Na klasse. Warum muss ich in solchen Situationen immer rot anlaufen? Jetzt ahnt er sicher, dass ich mehr für ihn empfinde als Freundschaft.
~~Atemu~~
Verwirrt gehe ich hinunter in die Küche und setze mich auf einen der Stühle am Tisch.
Eine gefährliche Situation zwischen uns, aber warum ist Yugi auf einmal so rot angelaufen? Hegt er etwa auch mehr als Freundschaft für mich? Beruhen meine Gefühle für ihn sogar auf Gegenseitigkeit?

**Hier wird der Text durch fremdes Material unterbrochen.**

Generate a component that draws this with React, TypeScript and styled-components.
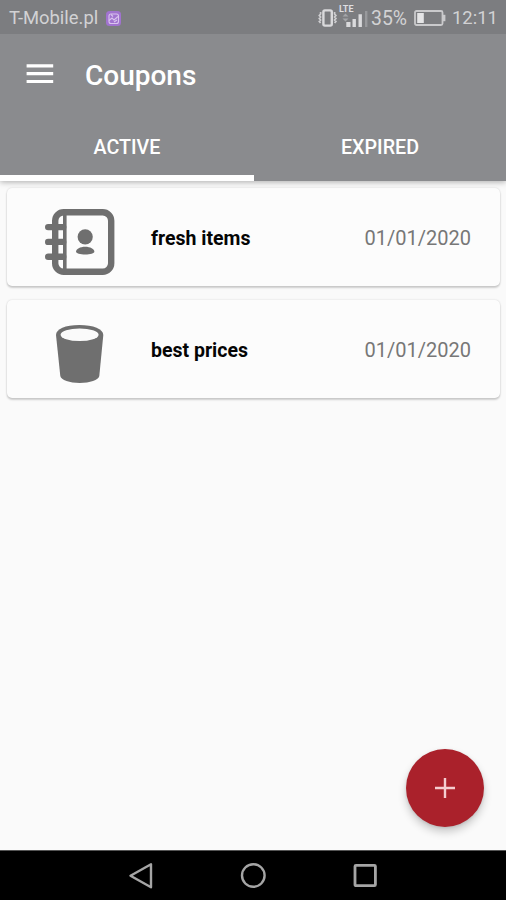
import React from 'react';
import styled, { createGlobalStyle } from 'styled-components';

const GlobalStyle = createGlobalStyle`
  * { box-sizing: border-box; }
  body { margin: 0; background: #fafafa; font-family: Roboto, "Liberation Sans", sans-serif; }
`;

const Screen = styled.div`
  position: relative;
  display: flex;
  flex-direction: column;
  width: 506px;
  height: 900px;
  overflow: hidden;
  background: #fafafa;
`;

const StatusBar = styled.header`
  position: relative;
  z-index: 2;
  display: flex;
  align-items: center;
  height: 34px;
  padding: 2px 9px 0;
  background: #7c7d80;
  color: #d2d2d4;
  font-size: 19px;
  line-height: 30px;
`;

const Carrier = styled.span`
  width: 97px;
  font-size: 18.4px;
  white-space: nowrap;
`;

const StatusGroup = styled.div`
  display: flex;
  align-items: center;
  margin-left: auto;
`;

const Level = styled.span`
  width: 43px;
  padding-top: 1px;
  font-size: 19.4px;
`;

const Clock = styled.span`
  width: 45px;
  margin-left: 6px;
  font-size: 18.4px;
  white-space: nowrap;
`;

const Icon = styled.svg`
  display: block;
  flex: none;
`;

const AppBar = styled.div`
  position: relative;
  z-index: 1;
  height: 147px;
  background: #8a8b8e;
  box-shadow: 0 1px 6px rgba(0, 0, 0, 0.32);
  color: #fff;
`;

const TitleRow = styled.div`
  display: flex;
  align-items: center;
  gap: 31px;
  height: 80px;
  padding-left: 26px;
`;

const Title = styled.h1`
  margin: 0;
  padding-top: 3px;
  font-size: 28px;
  font-weight: 500;
  line-height: 34px;
`;

const Tabs = styled.nav`
  display: grid;
  grid-template-columns: 254px 252px;
  height: 67px;
`;

const Tab = styled.button<{ $active?: boolean }>`
  height: 67px;
  padding: 6px 0 0;
  border: 0;
  border-bottom: 6px solid ${(p) => (p.$active ? '#fff' : 'transparent')};
  background: none;
  color: #fff;
  font-family: inherit;
  font-size: 19.7px;
  font-weight: 500;
`;

const CouponList = styled.main`
  display: flex;
  flex: 1;
  flex-direction: column;
  gap: 14px;
  padding: 7px 6px 0 7px;
`;

const Card = styled.article`
  display: grid;
  grid-template-columns: 144px 1fr auto;
  align-items: center;
  height: 98px;
  padding-right: 29px;
  border-radius: 5px;
  background: #fcfcfc;
  box-shadow: 0 2px 2px rgba(0, 0, 0, 0.17), 0 0 2px rgba(0, 0, 0, 0.16);
`;

const CardIcon = styled.div`
  display: flex;
  justify-content: center;
  padding: 9px 0 0 1px;
`;

const Name = styled.h2`
  margin: 0;
  padding-top: 3px;
  color: #050505;
  font-size: 19.5px;
  font-weight: 700;
  line-height: 24px;
`;

const CouponDate = styled.time`
  padding-top: 2px;
  color: #777;
  font-size: 20px;
  line-height: 24px;
`;

const AddButton = styled.button`
  position: absolute;
  right: 22px;
  bottom: 73px;
  display: flex;
  align-items: center;
  justify-content: center;
  width: 78px;
  height: 78px;
  padding: 0;
  border: 0;
  border-radius: 50%;
  background: #aa212b;
  box-shadow: 0 5px 9px rgba(0, 0, 0, 0.2), 0 1px 3px rgba(0, 0, 0, 0.1);
`;

const SystemNav = styled.footer`
  display: flex;
  align-items: center;
  justify-content: center;
  gap: 85px;
  height: 50px;
  border-top: 1px solid #555;
  background: #000;
`;

const NotificationIcon = () => (
  <Icon width="15" height="15" viewBox="0 0 15 15">
    <rect width="15" height="15" rx="3.5" fill="#a173cf" />
    <g fill="none" stroke="#d9c4ee" strokeWidth="1.1">
      <rect x="3" y="3" width="9.5" height="9.5" rx="2" />
      <path d="M3 9.5 6 7l2 2 4-3.5M5 3.5l2 2M8 11l3-2" />
    </g>
  </Icon>
);

const VibrateIcon = () => (
  <Icon width="20" height="18" viewBox="0 0 20 18">
    <rect x="5.4" y="1.4" width="8.4" height="15.2" rx="1.5" fill="none" stroke="#d9d9db" strokeWidth="2.4" />
    <path d="M2.6 3v2L1.3 6.5 2.6 8 1.3 9.5 2.6 11l-1.3 1.5L2.6 14M16.6 3v2l1.3 1.5L16.6 8l1.3 1.5-1.3 1.5 1.3 1.5-1.3 1.5" fill="none" stroke="#cfcfd1" strokeWidth="1.7" />
  </Icon>
);

const SignalIcon = () => (
  <Icon width="33" height="26" viewBox="0 3 33 26">
    <text x="1" y="9.5" fill="#dedee0" fontFamily="Roboto, sans-serif" fontSize="9" fontWeight="700">LTE</text>
    <path d="M7.5 11.5 4.5 14.5h6ZM7.5 19.5 4.5 16.5h6Z" fill="#a4a5a8" />
    <path d="M8.3 20h4.2v5H8.3ZM14.5 17h3.400v8h-3.400ZM20.500 12.300h3.400V25h-3.400Z" fill="#dadadc" />
    <path d="M27 9h2.400v16H27Z" fill="#98999c" />
  </Icon>
);

const BatteryIcon = () => (
  <Icon width="32" height="16" viewBox="0 0 32 16">
    <rect x="1" y="1" width="27.5" height="14" rx="1.5" fill="none" stroke="#cacacc" strokeWidth="1.8" />
    <path d="M3.2 3h6.6v10H3.2Z" fill="#e5e5e6" />
    <path d="M29 4.8h2.4v6.4H29Z" fill="#cacacc" />
  </Icon>
);

const MenuIcon = () => (
  <Icon width="28" height="20" viewBox="0 0 28 20" role="img" aria-label="Menu">
    <path d="M.6.3h26.6v3.1H.6ZM.6 8.1h26.6v3.1H.6ZM.6 15.9h26.6V19H.6Z" fill="#fff" />
  </Icon>
);

const ContactsIcon = () => (
  <Icon width="70" height="66" viewBox="0 0 70 66">
    <rect x="10.2" y="3.2" width="56" height="59.6" rx="8.5" fill="none" stroke="#6f6f6f" strokeWidth="6.4" />
    <path d="M19.8 4v58" stroke="#6f6f6f" strokeWidth="3.6" />
    <path d="M3.2 18.1h15M3.2 32.9h15M3.2 47.7h15" stroke="#6f6f6f" strokeWidth="6.4" strokeLinecap="round" />
    <circle cx="40.2" cy="27.8" r="7.6" fill="#6f6f6f" />
    <path d="M31 42.8c0-2.8 4.2-5 9.2-5s9.2 2.2 9.2 5c0 1.5-4.2 2.7-9.2 2.7S31 44.3 31 42.8Z" fill="#6f6f6f" />
  </Icon>
);

const BucketIcon = () => (
  <Icon width="48" height="58" viewBox="0.7 0 48 58">
    <path d="M.7 10C.7 4 10 0 24 0s24 4 24 10l-4 41c-.7 4-9.5 7-19.6 7S5.7 55 5 51Z" fill="#6f6f6f" />
    <ellipse cx="24.3" cy="9.7" rx="19" ry="6.3" fill="#fafafa" />
  </Icon>
);

const PlusIcon = () => (
  <Icon width="22" height="22" viewBox="0 0 22 22">
    <path d="M11 1v20M1 11h20" stroke="#f5cdd0" strokeWidth="2.4" />
  </Icon>
);

const BackIcon = () => (
  <Icon width="26" height="28" viewBox="0 0 26 28">
    <path d="M23 2.3v23L2.5 13.7Z" fill="none" stroke="#a5a5a5" strokeWidth="2.4" strokeLinejoin="round" />
  </Icon>
);

const HomeIcon = () => (
  <Icon width="28" height="28" viewBox="0 0 28 28">
    <circle cx="14.3" cy="13.5" r="11.3" fill="none" stroke="#a5a5a5" strokeWidth="2.4" />
  </Icon>
);

const RecentIcon = () => (
  <Icon width="26" height="28" viewBox="0 0 26 28">
    <rect x="3" y="3.3" width="20.4" height="20.4" rx="1" fill="none" stroke="#a5a5a5" strokeWidth="2.8" />
  </Icon>
);

const coupons = [
  { name: 'fresh items', date: '01/01/2020', Picture: ContactsIcon },
  { name: 'best prices', date: '01/01/2020', Picture: BucketIcon },
];

export default function App() {
  return (
    <Screen>
      <GlobalStyle />
      <StatusBar>
        <Carrier>T-Mobile.pl</Carrier>
        <NotificationIcon />
        <StatusGroup>
          <VibrateIcon />
          <SignalIcon />
          <Level>35%</Level>
          <BatteryIcon />
          <Clock>12:11</Clock>
        </StatusGroup>
      </StatusBar>
      <AppBar>
        <TitleRow>
          <MenuIcon />
          <Title>Coupons</Title>
        </TitleRow>
        <Tabs>
          <Tab $active>ACTIVE</Tab>
          <Tab>EXPIRED</Tab>
        </Tabs>
      </AppBar>
      <CouponList>
        {coupons.map(({ name, date, Picture }) => (
          <Card key={name}>
            <CardIcon>
              <Picture />
            </CardIcon>
            <Name>{name}</Name>
            <CouponDate>{date}</CouponDate>
          </Card>
        ))}
      </CouponList>
      <AddButton aria-label="Add coupon">
        <PlusIcon />
      </AddButton>
      <SystemNav>
        <BackIcon />
        <HomeIcon />
        <RecentIcon />
      </SystemNav>
    </Screen>
  );
}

Schritte auf der Treppe holen mich in die Gegenwart zurück. Schnell nehme ich mir ein Brot und Früchte auf den Teller und beginne zu essen.
Schweigend setzt sich Yugi mir gegenüber und beginnt ebenfalls mit Essen.
Nach dem Essen machen wir gemeinsam den Abwasch und gehen dann unseren Pflichten nach.
~*~
Am frühen Abend sitzen wir zusammen in Yugis Zimmer und spielen Alquerque(2), als Pferdegetrappel auf dem Hof zu hören ist.
„Großvater!“
Yugi springt auf und stürmt aus dem Zimmer. Dabei wirft er das Spielbrett vom Bett und alles landet durcheinander auf dem Boden.
Na klasse, jetzt können wir nicht mehr weiter spielen.
Ich mache mich daran das Spiel aufzusammeln und wegzuräumen.
Danach gehe ich nach unten in die Küche, wo Yugi, sein Großvater und eine mir unbekannte Person schon sitzen.
Ich setze mich neben Yugi und schaue zu Shimon, der ein trauriges Gesicht macht. Yugi fragt sofort:
„Warum kommst du heute so spät, Großvater, und wer ist dein Begleiter?“
Es dauert noch eine Weile bis Shimon antwortet:
„Das ist Shadi, ebenfalls ein Berater des Pharaos. Pharao Akunumkanon ist tot. Wir fanden ihn heute Nachmittag in seinen Gemächern. Das zog noch einige Aufgaben für mich nach sich, Yugi, weshalb ich so spät heimkomme.“
Ungläubig schaue ich von einem zum anderen. Ihren Gesichtern nach zu urteilen gibt es noch eine schlechte Nachricht.
„Aber...“
Doch ich kann meine Frage nicht beenden, denn Yugi fällt mir ins Wort.
„Was passiert jetzt? Wer wird unser neuer Herrscher? Er hatte doch keine Kinder gehabt.“
Ein unangenehmes Schweigen macht sich im Raum breit.
Ich ahne, dass jetzt die andere Nachricht kommt.
Shimon steht auf und geht im Raum auf und ab. Dann dreht er sich zu uns um und erklärt:
„Doch, Yugi, er hat ein Kind zurückgelassen. Einen Sohn um genau zu sein.“
Er dreht sich zu mir um und schaut mir tief in die Augen.
Was soll das?
„Prinz Atemu, es ist an der Zeit Eure Pflicht zu erfüllen.“
(1)etwa zehn Uhr
(2)eine Art frühes Mühlespiel: Die Spielsteine sind kleine schwarze und weiße rund geschliffene Steine. Das Spielbrett ähnelt dem heutigen und die Regeln sind gleich.